The "kids' table," once a chintzy, insulting card table reserved for busy elbows and cranberried faces, is now a proper leaved dinner table populated by the willing, the newly adult. The only occupant shorter than five seven is second in seniority, the victim of some stray Norwegian gene. Each cousin has become a person in their own right, even as their face echoes a child from a decade long past. This table is a popular stop for those (more salt than pepper) in search of another glass of wine.

The advice begins as a trickle honestly asked. The cousin nearest me is the next in line* to be college-bound. She asks me about which foreign languages she can take to bolster her CV. She has judicial aspirations. I answer her as I faintly recall the girls' tagalong from when the genders were bitter natural foes.

*It is an oft-remarked coincidence that there would be precisely one cousin per grade, had each cousin remained in the earliest-possible grade and were there grades running from seventh to twenty-first.

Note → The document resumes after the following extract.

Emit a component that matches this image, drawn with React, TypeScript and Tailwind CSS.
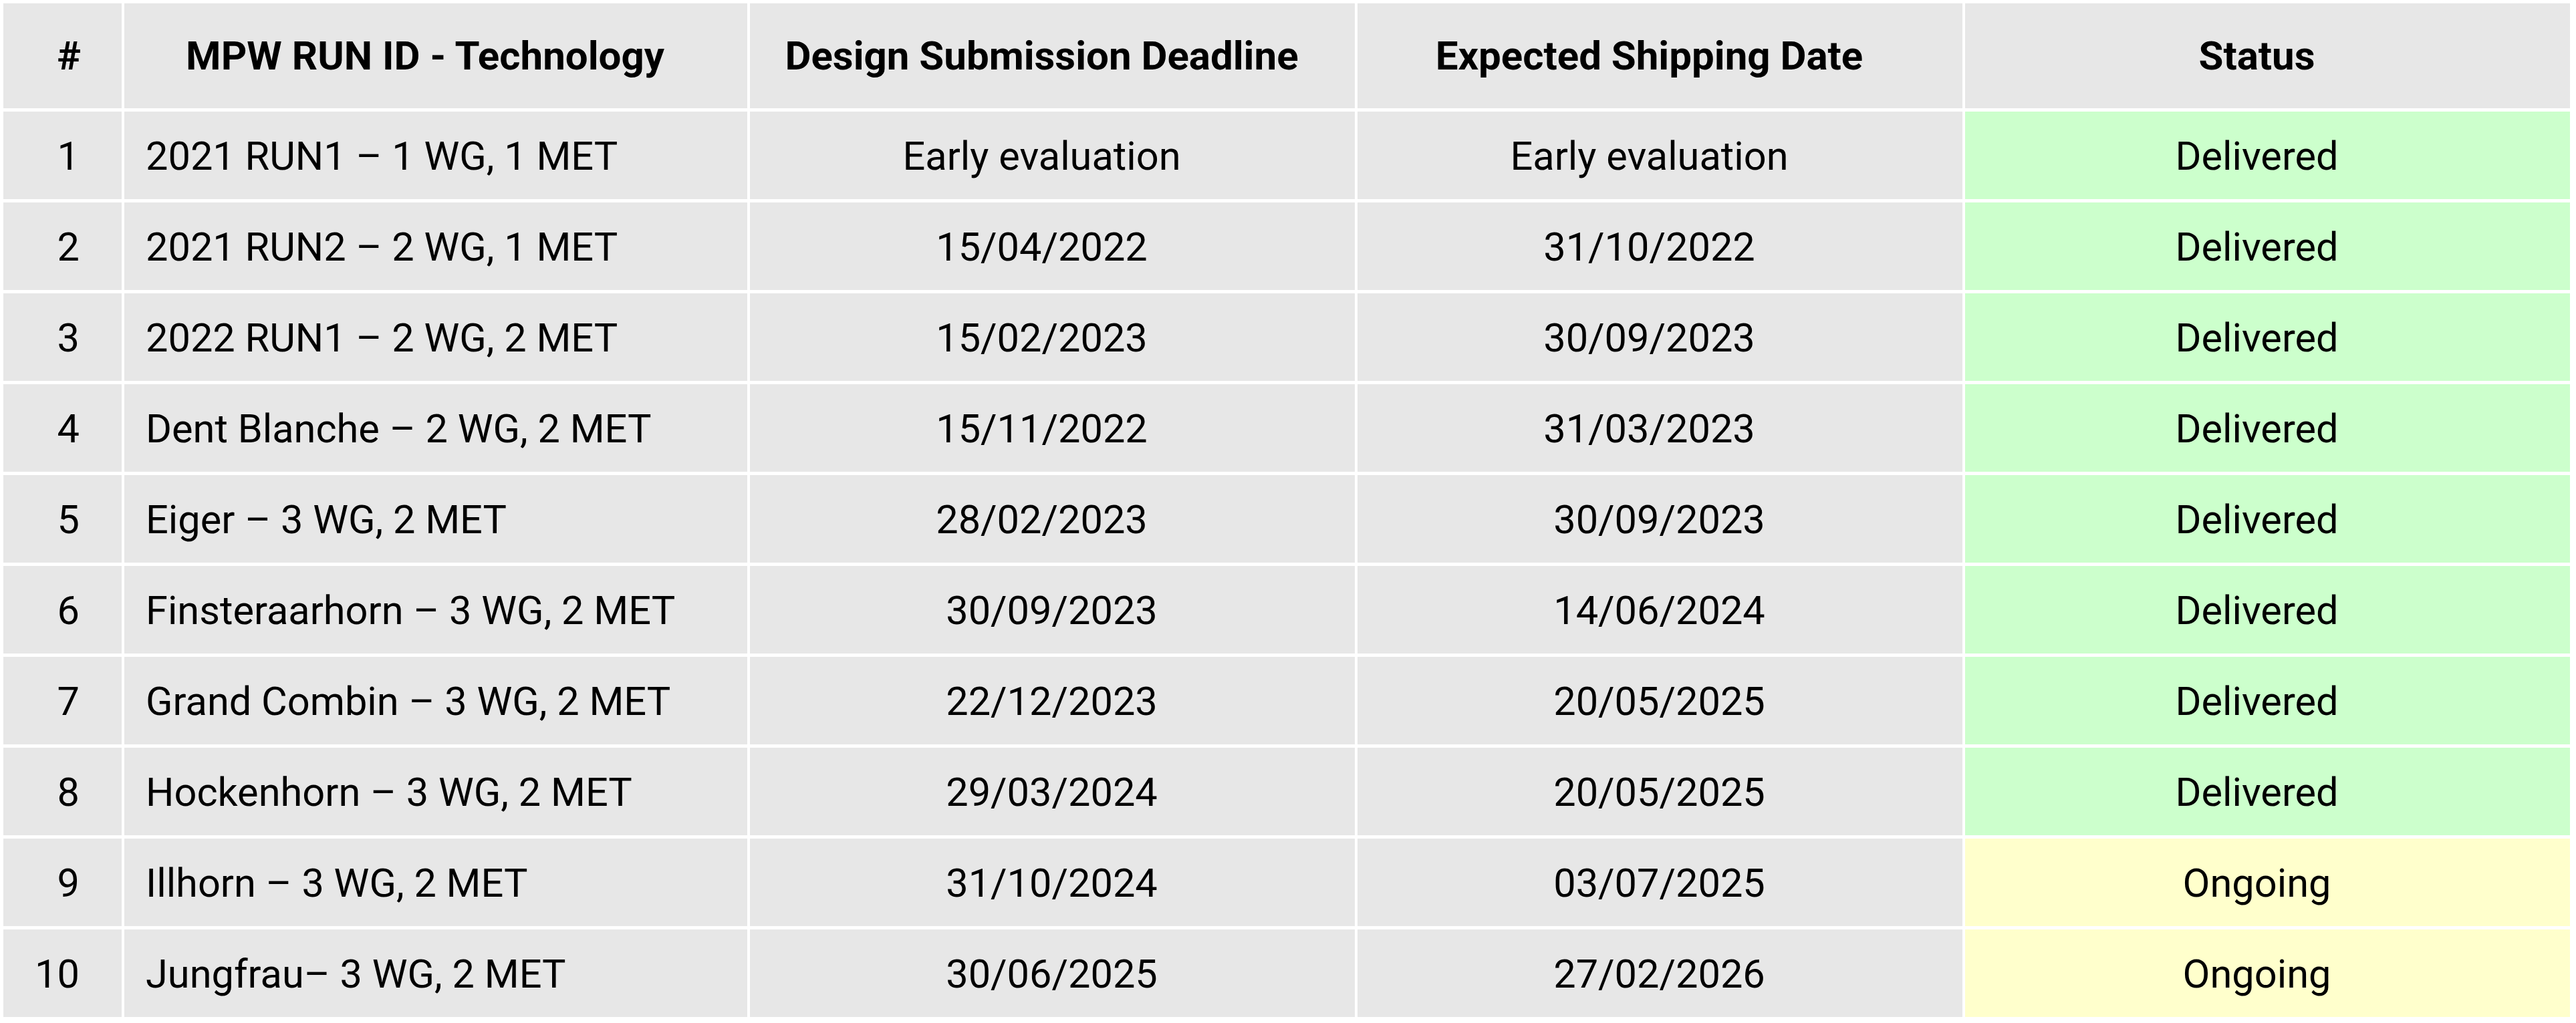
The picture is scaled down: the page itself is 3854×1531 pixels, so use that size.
import React from "react";

type Row = {
  n: string;
  name: string;
  design: string;
  designShift?: boolean;
  ship: string;
  shipShift?: boolean;
  status: "Delivered" | "Ongoing";
};

const rows: Row[] = [
  { n: "1", name: "2021 RUN1 – 1 WG, 1 MET", design: "Early evaluation", ship: "Early evaluation", status: "Delivered" },
  { n: "2", name: "2021 RUN2 – 2 WG, 1 MET", design: "15/04/2022", ship: "31/10/2022", status: "Delivered" },
  { n: "3", name: "2022 RUN1 – 2 WG, 2 MET", design: "15/02/2023", ship: "30/09/2023", status: "Delivered" },
  { n: "4", name: "Dent Blanche – 2 WG, 2 MET", design: "15/11/2022", ship: "31/03/2023", status: "Delivered" },
  { n: "5", name: "Eiger – 3 WG, 2 MET", design: "28/02/2023", ship: "30/09/2023", shipShift: true, status: "Delivered" },
  { n: "6", name: "Finsteraarhorn – 3 WG, 2 MET", design: "30/09/2023", designShift: true, ship: "14/06/2024", shipShift: true, status: "Delivered" },
  { n: "7", name: "Grand Combin – 3 WG, 2 MET", design: "22/12/2023", designShift: true, ship: "20/05/2025", shipShift: true, status: "Delivered" },
  { n: "8", name: "Hockenhorn – 3 WG, 2 MET", design: "29/03/2024", designShift: true, ship: "20/05/2025", shipShift: true, status: "Delivered" },
  { n: "9", name: "Illhorn – 3 WG, 2 MET", design: "31/10/2024", designShift: true, ship: "03/07/2025", shipShift: true, status: "Ongoing" },
  { n: "10", name: "Jungfrau– 3 WG, 2 MET", design: "30/06/2025", designShift: true, ship: "27/02/2026", shipShift: true, status: "Ongoing" },
];

export default function App() {
  return (
    <div className="w-[3854px] h-[1531px] bg-white pt-[5px] pl-[5px] font-['Roboto',sans-serif] text-black text-[60px] leading-none">
      <div className="grid grid-cols-[177px_932px_905px_905px_905px] grid-rows-[157px_repeat(10,131px)] gap-x-[4px] gap-y-[5px]">
        <div className="bg-[#e7e7e7] flex items-center justify-end pr-[61px] font-bold">#</div>
        <div className="bg-[#e7e7e7] flex items-center justify-center pr-[32px] font-bold">MPW RUN ID - Technology</div>
        <div className="bg-[#e7e7e7] flex items-center justify-center pr-[32px] font-bold">Design Submission Deadline</div>
        <div className="bg-[#e7e7e7] flex items-center justify-center pr-[32px] font-bold">Expected Shipping Date</div>
        <div className="bg-[#e7e7e7] flex items-center justify-center pr-[32px] font-bold">Status</div>
        {rows.map((r) => (
          <React.Fragment key={r.n}>
            <div className="bg-[#e7e7e7] flex items-center justify-end pr-[63px] pt-[5px] text-[59.5px]">{r.n}</div>
            <div className="bg-[#e7e7e7] flex items-center justify-start pl-[32px] pt-[5px] text-[59.5px]">{r.name}</div>
            <div className={r.designShift ? "bg-[#e7e7e7] flex items-center justify-center pl-[30px] pr-[32px] pt-[5px] text-[59.5px]" : "bg-[#e7e7e7] flex items-center justify-center pr-[32px] pt-[5px] text-[59.5px]"}>{r.design}</div>
            <div className={r.shipShift ? "bg-[#e7e7e7] flex items-center justify-center pl-[30px] pr-[32px] pt-[5px] text-[59.5px]" : "bg-[#e7e7e7] flex items-center justify-center pr-[32px] pt-[5px] text-[59.5px]"}>{r.ship}</div>
            <div className={r.status === "Delivered" ? "bg-[#ccffcc] flex items-center justify-center pr-[32px] pt-[5px] text-[59.5px]" : "bg-[#ffffcc] flex items-center justify-center pr-[32px] pt-[5px] text-[59.5px]"}>{r.status}</div>
          </React.Fragment>
        ))}
      </div>
    </div>
  );
}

The pattern used to be more sensical.

Soon, however, the wisdom grows to a stream, one less bidden and perhaps less useful. To the credit of the family's devotion to the theme, retrospection is a sure component of thanks, and regression, in turn, is the purest form of such looking back. The middle-elders' faces are near-flushed and are themselves harking back to a historic time (this one a bit more distant). Uncomfortable sibling-shoes still fit. Regrets (they became scars alongside the stretch marks we left) are once again becoming pink and angry and real and exciting. Thirsty glasses drop words (not without pain) en route to the bottles. They are quick, they are cryptic, they are mostly true, and they are certainly more about the speaker than the audience. There are four of us (not without wrinkles) who exchange a common raise of the eyebrow which doubts the impact of such counsel.**

**It was at this stage in the previous two years when I heard the most complete first-hand account of my parents' courtship.

Even as I dye my blood more red each year, I am filled with admiration for the cohesion of this bizarre, incomprehensible spectacle.